Find the lines of data that contain the string "with", then list them.
## Start EXTRACTED ENTRIES
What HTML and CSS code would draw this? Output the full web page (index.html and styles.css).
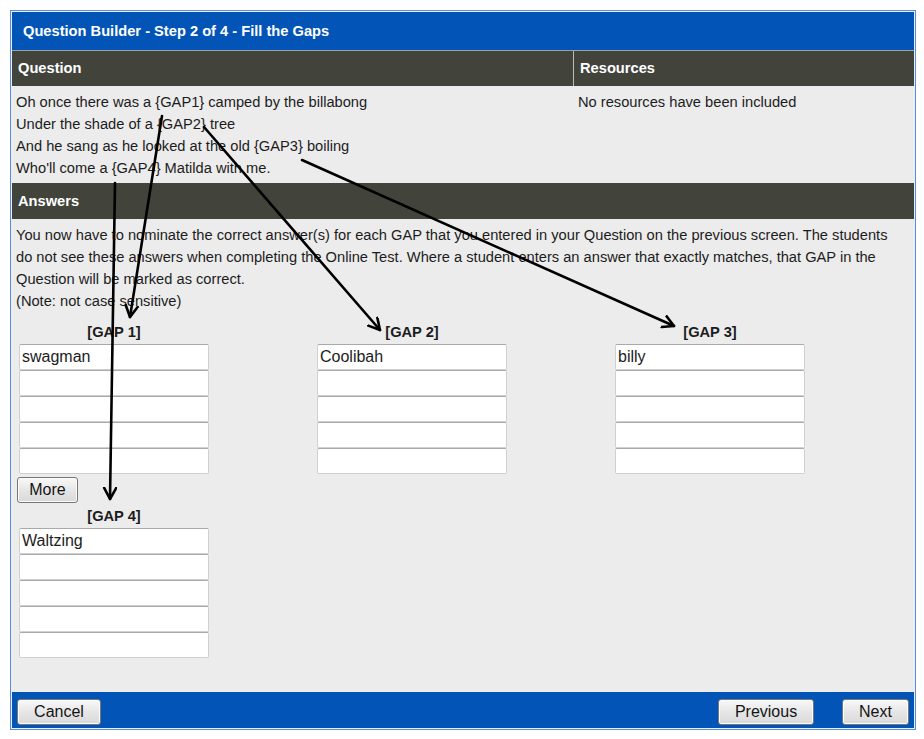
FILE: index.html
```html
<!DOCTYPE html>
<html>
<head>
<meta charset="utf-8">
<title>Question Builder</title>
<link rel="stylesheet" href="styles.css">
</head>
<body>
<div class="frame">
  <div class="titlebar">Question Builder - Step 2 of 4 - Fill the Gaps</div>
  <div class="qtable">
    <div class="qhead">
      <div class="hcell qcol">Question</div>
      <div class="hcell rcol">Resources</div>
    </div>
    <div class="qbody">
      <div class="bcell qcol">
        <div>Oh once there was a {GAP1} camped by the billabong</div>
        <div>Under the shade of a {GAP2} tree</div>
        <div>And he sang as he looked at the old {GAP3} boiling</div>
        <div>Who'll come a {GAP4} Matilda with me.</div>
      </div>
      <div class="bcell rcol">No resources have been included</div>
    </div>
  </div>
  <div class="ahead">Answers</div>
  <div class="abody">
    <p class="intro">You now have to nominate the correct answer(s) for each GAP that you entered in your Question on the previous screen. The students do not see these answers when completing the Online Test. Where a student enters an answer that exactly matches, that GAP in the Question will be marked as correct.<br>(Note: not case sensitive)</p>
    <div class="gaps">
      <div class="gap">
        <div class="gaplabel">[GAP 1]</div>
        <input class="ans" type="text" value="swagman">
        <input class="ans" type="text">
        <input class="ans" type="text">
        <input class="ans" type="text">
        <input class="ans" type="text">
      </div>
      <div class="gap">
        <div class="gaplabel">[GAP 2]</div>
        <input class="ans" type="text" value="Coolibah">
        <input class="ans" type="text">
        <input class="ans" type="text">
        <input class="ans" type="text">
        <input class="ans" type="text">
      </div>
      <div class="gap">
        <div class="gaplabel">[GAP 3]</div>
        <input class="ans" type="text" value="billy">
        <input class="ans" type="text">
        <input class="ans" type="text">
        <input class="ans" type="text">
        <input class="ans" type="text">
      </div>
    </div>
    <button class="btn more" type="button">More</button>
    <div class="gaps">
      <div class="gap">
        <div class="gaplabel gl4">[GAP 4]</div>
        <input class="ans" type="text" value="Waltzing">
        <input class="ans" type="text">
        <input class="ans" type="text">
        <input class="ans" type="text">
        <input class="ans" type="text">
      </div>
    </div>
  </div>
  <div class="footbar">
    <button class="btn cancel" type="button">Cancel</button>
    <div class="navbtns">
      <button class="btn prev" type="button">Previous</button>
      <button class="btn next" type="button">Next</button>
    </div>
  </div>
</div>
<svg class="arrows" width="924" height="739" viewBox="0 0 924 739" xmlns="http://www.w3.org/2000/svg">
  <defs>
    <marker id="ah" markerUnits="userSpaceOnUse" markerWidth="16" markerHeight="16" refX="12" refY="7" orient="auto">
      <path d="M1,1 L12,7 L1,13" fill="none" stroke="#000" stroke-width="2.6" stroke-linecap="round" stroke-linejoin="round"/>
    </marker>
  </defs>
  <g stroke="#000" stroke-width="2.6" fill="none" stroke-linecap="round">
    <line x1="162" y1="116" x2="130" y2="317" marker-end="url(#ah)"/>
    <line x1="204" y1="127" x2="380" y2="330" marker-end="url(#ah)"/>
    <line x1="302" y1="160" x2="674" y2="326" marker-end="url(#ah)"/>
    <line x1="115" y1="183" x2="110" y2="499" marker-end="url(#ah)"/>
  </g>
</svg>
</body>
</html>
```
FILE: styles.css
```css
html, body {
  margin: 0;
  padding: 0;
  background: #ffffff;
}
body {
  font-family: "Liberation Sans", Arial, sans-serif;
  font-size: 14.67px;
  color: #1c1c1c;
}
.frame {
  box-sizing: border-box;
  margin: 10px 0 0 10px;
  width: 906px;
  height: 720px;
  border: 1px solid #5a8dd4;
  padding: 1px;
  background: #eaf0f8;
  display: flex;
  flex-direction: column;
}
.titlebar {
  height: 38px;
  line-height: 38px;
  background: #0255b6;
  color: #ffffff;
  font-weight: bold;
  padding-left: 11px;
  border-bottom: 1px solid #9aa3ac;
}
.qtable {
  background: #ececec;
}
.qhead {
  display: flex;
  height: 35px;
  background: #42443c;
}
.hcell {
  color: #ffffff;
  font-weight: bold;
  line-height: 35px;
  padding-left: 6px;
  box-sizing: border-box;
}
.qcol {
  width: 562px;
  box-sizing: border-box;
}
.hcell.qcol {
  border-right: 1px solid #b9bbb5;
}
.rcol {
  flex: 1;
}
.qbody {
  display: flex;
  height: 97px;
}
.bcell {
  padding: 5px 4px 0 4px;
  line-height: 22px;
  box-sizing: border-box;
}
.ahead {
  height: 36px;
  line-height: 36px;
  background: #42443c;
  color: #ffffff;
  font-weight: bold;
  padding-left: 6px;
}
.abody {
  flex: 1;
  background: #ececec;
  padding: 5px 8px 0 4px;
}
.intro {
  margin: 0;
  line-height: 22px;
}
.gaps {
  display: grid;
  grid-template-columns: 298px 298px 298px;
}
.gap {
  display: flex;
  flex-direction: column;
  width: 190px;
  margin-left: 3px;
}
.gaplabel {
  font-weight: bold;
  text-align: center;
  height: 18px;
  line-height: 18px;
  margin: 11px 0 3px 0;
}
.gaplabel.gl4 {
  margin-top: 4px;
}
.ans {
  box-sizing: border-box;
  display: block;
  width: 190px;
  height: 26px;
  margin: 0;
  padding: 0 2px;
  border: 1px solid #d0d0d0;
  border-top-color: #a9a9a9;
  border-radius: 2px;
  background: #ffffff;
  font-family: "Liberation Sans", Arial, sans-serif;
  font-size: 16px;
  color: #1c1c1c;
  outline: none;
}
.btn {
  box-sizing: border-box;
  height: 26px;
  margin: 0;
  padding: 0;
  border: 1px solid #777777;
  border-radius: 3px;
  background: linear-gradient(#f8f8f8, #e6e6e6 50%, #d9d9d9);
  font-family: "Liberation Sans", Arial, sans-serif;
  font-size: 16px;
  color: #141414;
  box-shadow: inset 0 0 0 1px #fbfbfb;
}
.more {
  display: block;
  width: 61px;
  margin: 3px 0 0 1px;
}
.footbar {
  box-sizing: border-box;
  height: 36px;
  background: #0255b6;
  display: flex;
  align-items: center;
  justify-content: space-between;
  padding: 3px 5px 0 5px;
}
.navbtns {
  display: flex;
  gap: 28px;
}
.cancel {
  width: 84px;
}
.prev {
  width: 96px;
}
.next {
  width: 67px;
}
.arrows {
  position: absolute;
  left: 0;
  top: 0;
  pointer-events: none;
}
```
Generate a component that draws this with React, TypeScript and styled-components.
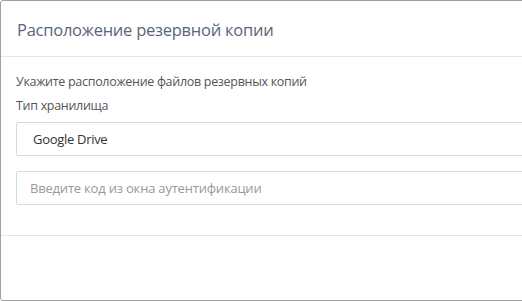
## End EXTRACTED ENTRIES
SOLUTION TO THE PROBLEM:
        <div>Who'll come a {GAP4} Matilda with me.</div>
Generate a component that draws this with React, TypeScript and styled-components.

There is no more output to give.